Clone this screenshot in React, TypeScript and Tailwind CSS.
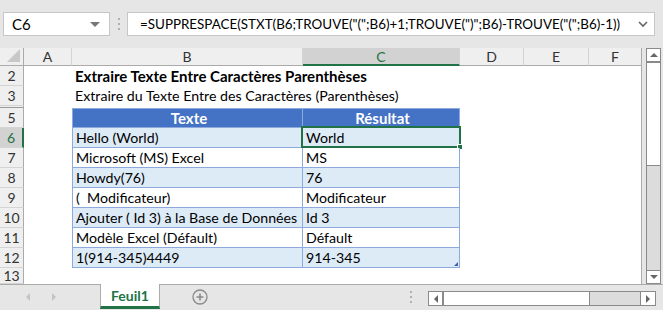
import React from "react";

const font = "font-['Lato','Open_Sans',sans-serif]";

type Row = {
  n: number;
  h: number;
  b?: string;
  c?: string;
  kind?: "title" | "sub" | "head" | "data";
  band?: boolean;
};

const rows: Row[] = [
  { n: 2, h: 20, b: "Extraire Texte Entre Caractères Parenthèses", kind: "title" },
  { n: 3, h: 20, b: "Extraire du Texte Entre des Caractères (Parenthèses)", kind: "sub" },
  { n: 5, h: 20, b: "Texte", c: "Résultat", kind: "head" },
  { n: 6, h: 20, b: "Hello (World)", c: "World", kind: "data", band: true },
  { n: 7, h: 20, b: "Microsoft (MS) Excel", c: "MS", kind: "data" },
  { n: 8, h: 20, b: "Howdy(76)", c: "76", kind: "data", band: true },
  { n: 9, h: 20, b: "(  Modificateur)", c: "Modificateur", kind: "data" },
  { n: 10, h: 20, b: "Ajouter ( Id 3) à la Base de Données", c: "Id 3", kind: "data", band: true },
  { n: 11, h: 20, b: "Modèle Excel (Défault)", c: "Défault", kind: "data" },
  { n: 12, h: 20, b: "1(914-345)4449", c: "914-345", kind: "data", band: true },
  { n: 13, h: 16 },
];

const RowHeader = ({ n, h, active }: { n: number; h: number; active?: boolean }) => (
  <div
    className={`w-[24px] shrink-0 flex items-center justify-center text-[14px] border-b border-[#d4d4d4] ${
      active
        ? "bg-[#d2d2d2] text-[#217346] border-r-2 border-r-[#217346]"
        : "bg-[#efefef] text-[#333] border-r border-r-[#ababab]"
    }`}
    style={{ height: h }}
  >
    {n}
  </div>
);

const SheetRow = ({ r }: { r: Row }) => {
  const isTable = r.kind === "head" || r.kind === "data";
  const bg = r.kind === "head" ? "bg-[#4472c4]" : r.band ? "bg-[#ddebf7]" : "bg-white";
  const txt =
    r.kind === "head"
      ? "text-white font-bold justify-center text-[15px]"
      : "text-black text-[14.2px]";
  return (
    <div className="flex">
      <RowHeader n={r.n} h={r.h} active={r.n === 6} />
      <div className="w-[48px] shrink-0 bg-white" />
      {isTable ? (
        <>
          <div
            className={`w-[231px] shrink-0 flex items-center pl-[3px] border-l border-b border-r border-[#8ea9db] ${bg} ${txt} ${
              r.kind === "head" ? "border-t" : ""
            }`}
            style={{ height: r.h }}
          >
            <span className="whitespace-pre">{r.b}</span>
          </div>
          <div
            className={`relative w-[157px] shrink-0 flex items-center pl-[3px] border-b border-r border-[#8ea9db] ${bg} ${txt} ${
              r.kind === "head" ? "border-t" : ""
            }`}
            style={{ height: r.h }}
          >
            <span>{r.c}</span>
            {r.n === 6 && (
              <>
                <div className="absolute -left-[2px] -top-[2px] -right-[2px] -bottom-[1px] border-2 border-[#217346]" />
                <div className="absolute -right-[4px] -bottom-[3px] w-[6px] h-[6px] bg-[#217346] border border-white" />
              </>
            )}
            {r.n === 12 && (
              <div className="absolute right-[1px] bottom-[1px] w-0 h-0 border-l-[4px] border-l-transparent border-b-[4px] border-b-[#3f5fa8]" />
            )}
          </div>
          <div className="flex-1 bg-white" />
        </>
      ) : (
        <div
          className={`flex-1 bg-white flex items-center pl-[3px] text-black ${
            r.kind === "title" ? "font-bold text-[15px]" : "text-[14.2px]"
          }`}
          style={{ height: r.h }}
        >
          <span className="whitespace-nowrap">{r.b}</span>
        </div>
      )}
    </div>
  );
};

const ColHeader = ({ label, w, active }: { label: string; w: number; active?: boolean }) => (
  <div
    className={`shrink-0 h-[18px] flex items-center justify-center text-[14px] border-r border-[#d4d4d4] ${
      active ? "bg-[#d2d2d2] text-[#217346] border-b-2 border-b-[#217346]" : "bg-[#efefef] text-[#333] border-b border-b-[#ababab]"
    }`}
    style={{ width: w }}
  >
    {label}
  </div>
);

export default function App() {
  return (
    <div className={`w-[663px] h-[310px] bg-[#e6e6e6] overflow-hidden ${font}`}>
      {/* formula bar */}
      <div className="h-[48px] flex items-start pt-[12px]">
        <div className="ml-[3px] w-[107px] h-[24px] bg-white border border-[#c6c6c6] flex items-center pl-[8px] pr-[9px] text-[15px] text-black">
          <span className="flex-1">C6</span>
          <div className="w-0 h-0 border-l-[5px] border-r-[5px] border-t-[5px] border-l-transparent border-r-transparent border-t-[#777]" />
        </div>
        <div className="w-[17px] h-[24px] flex flex-col items-center justify-center gap-[3px]">
          <div className="w-[2px] h-[2px] bg-[#b0b0b0]" />
          <div className="w-[2px] h-[2px] bg-[#b0b0b0]" />
          <div className="w-[2px] h-[2px] bg-[#b0b0b0]" />
        </div>
        <div className="w-[528px] h-[24px] bg-white border border-[#c6c6c6] flex items-center pl-[12px] pr-[6px] text-[13.4px] text-black">
          <span className="flex-1 whitespace-nowrap">
            =SUPPRESPACE(STXT(B6;TROUVE("(";B6)+1;TROUVE(")";B6)-TROUVE("(";B6)-1))
          </span>
          <svg width="10" height="8" viewBox="0 0 10 8">
            <path d="M1 2 L5 6 L9 2" stroke="#666" strokeWidth="1.6" fill="none" />
          </svg>
        </div>
      </div>

      {/* sheet */}
      <div className="flex h-[236px]">
        <div className="w-[642px] flex flex-col bg-white border-r border-[#ababab]">
          <div className="flex">
            <div className="w-[24px] h-[18px] shrink-0 bg-[#efefef] border-r border-b border-[#ababab] relative">
              <div className="absolute right-[3px] bottom-[3px] w-0 h-0 border-l-[13px] border-l-transparent border-b-[13px] border-b-[#c8c8c8]" />
            </div>
            <ColHeader label="A" w={48} />
            <ColHeader label="B" w={231} />
            <ColHeader label="C" w={157} active />
            <ColHeader label="D" w={64} />
            <ColHeader label="E" w={65} />
            <div className="flex-1 h-[18px] flex items-center justify-center text-[14px] text-[#333] bg-[#efefef] border-b border-[#ababab]">
              F
            </div>
          </div>
          {rows.slice(0, 2).map((r) => (
            <SheetRow key={r.n} r={r} />
          ))}
          <div className="flex h-[2px]">
            <div className="w-[24px] bg-[#efefef] border-r border-[#ababab] border-b border-b-[#9a9a9a]" />
            <div className="flex-1 bg-white" />
          </div>
          {rows.slice(2).map((r) => (
            <SheetRow key={r.n} r={r} />
          ))}
        </div>
        {/* vertical scrollbar */}
        <div className="flex-1 flex justify-center">
          <div className="w-[15px] h-[236px] flex flex-col border border-[#8a8a8a] bg-[#dcdcdc] ml-[2px]">
            <div className="h-[14px] bg-white flex items-center justify-center border-b-2 border-[#8a8a8a]">
              <div className="w-0 h-0 border-l-[4px] border-r-[4px] border-b-[4px] border-l-transparent border-r-transparent border-b-[#666]" />
            </div>
            <div className="h-[103px] bg-white border-b border-[#8a8a8a]" />
            <div className="flex-1" />
            <div className="h-[13px] bg-white flex items-center justify-center border-t border-[#8a8a8a]">
              <div className="w-0 h-0 border-l-[4px] border-r-[4px] border-t-[4px] border-l-transparent border-r-transparent border-t-[#666]" />
            </div>
          </div>
        </div>
      </div>

      {/* tabs */}
      <div className="h-[26px] flex items-start border-t border-[#ababab]">
        <div className="w-[100px] h-[24px] flex items-center pl-[26px] gap-[22px]">
          <div className="w-0 h-0 border-t-[4px] border-b-[4px] border-r-[4px] border-t-transparent border-b-transparent border-r-[#c4c4c4]" />
          <div className="w-0 h-0 border-t-[4px] border-b-[4px] border-l-[4px] border-t-transparent border-b-transparent border-l-[#c4c4c4]" />
        </div>
        <div className="-mt-px w-[60px] h-[25px] bg-white border-x border-[#ababab] border-b-[3px] border-b-[#217346] flex items-center justify-center text-[14px] font-bold text-[#217346]">
          Feuil1
        </div>
        <div className="w-[80px] h-[24px] flex items-center justify-center">
          <svg width="16" height="16" viewBox="0 0 16 16">
            <circle cx="8" cy="8" r="7" stroke="#8a8a8a" strokeWidth="1.3" fill="none" />
            <path d="M8 4.5v7M4.5 8h7" stroke="#8a8a8a" strokeWidth="1.6" />
          </svg>
        </div>
        <div className="w-[174px] h-[24px] flex flex-col items-end justify-center gap-[3px] pr-[2px]">
          <div className="w-[2px] h-[2px] bg-[#b0b0b0]" />
          <div className="w-[2px] h-[2px] bg-[#b0b0b0]" />
          <div className="w-[2px] h-[2px] bg-[#b0b0b0]" />
        </div>
        <div className="ml-[14px] mt-[6px] w-[228px] h-[15px] flex border border-[#8a8a8a] bg-[#dcdcdc]">
          <div className="w-[15px] bg-white flex items-center justify-center border-r-2 border-[#8a8a8a]">
            <div className="w-0 h-0 border-t-[4px] border-b-[4px] border-r-[4px] border-t-transparent border-b-transparent border-r-[#666]" />
          </div>
          <div className="w-[146px] bg-white border-r border-[#8a8a8a]" />
          <div className="flex-1" />
          <div className="w-[15px] bg-white flex items-center justify-center border-l border-[#8a8a8a]">
            <div className="w-0 h-0 border-t-[4px] border-b-[4px] border-l-[4px] border-t-transparent border-b-transparent border-l-[#666]" />
          </div>
        </div>
      </div>
    </div>
  );
}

* * * *

→ Set task
Copy out every line from the material above in which the word "React" appears.

→ Response to this task
Clone this screenshot in React, TypeScript and Tailwind CSS.
import React from "react";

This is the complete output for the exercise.